My two cents worth......from experience at UBS and BNP Paribas, also from friends who work at the big bulge american banks....
F/O - sales/trading/Debt capital markets/FICC - usually maths, engineering, physics, economics etc...something with numerical content. Not a set rule, but you have a better chance as it can indicate that you will understand yield curves, Black-scholes model, Monte-carlo, Var and all the rest of the theoretical C**P.
But, if you are lucky, people from an arts background have been chosen, they are well prepared, have contacts (arguably the most crucial aspect!) and do well.
M/A, Corporate Finance - Accounting, Finance is very good also the above disciplines. Many people qualify with big 4 and jump ship to the so called glamorous world of banking....trust me the novelty wears out soon...;) :)
Fund mangement/Hedge fund manager/Risk - above disciplines will be suited.

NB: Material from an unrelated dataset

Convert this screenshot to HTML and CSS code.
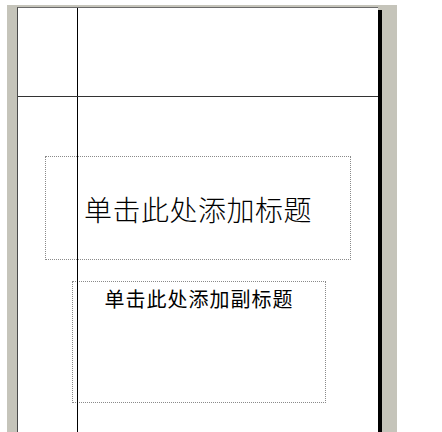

Critical factors which must not be discounted - internships and network of contacts....Just depends what you want to do and choose your subject from there...university choice is critical..trust me! Latin from oxbridge is deemed better than economics from a lesser place....sad but true rule....
Good luck all....










All good universities. If you want to do IB the most important thing isn't the uni you go to, it's to have done an internship. You MUST get an internship during university. You should apply for as many internships as possible - most IB's aren't recruiting many people. Instead they are mostly recruiting from their internship pools.
Get an internship. Make sure you get very high A Level grades and a 1st class degree and you'll be OK no matter which of these universities you go to...although ideally, you should be going to Oxbridge, Imperial or LSE.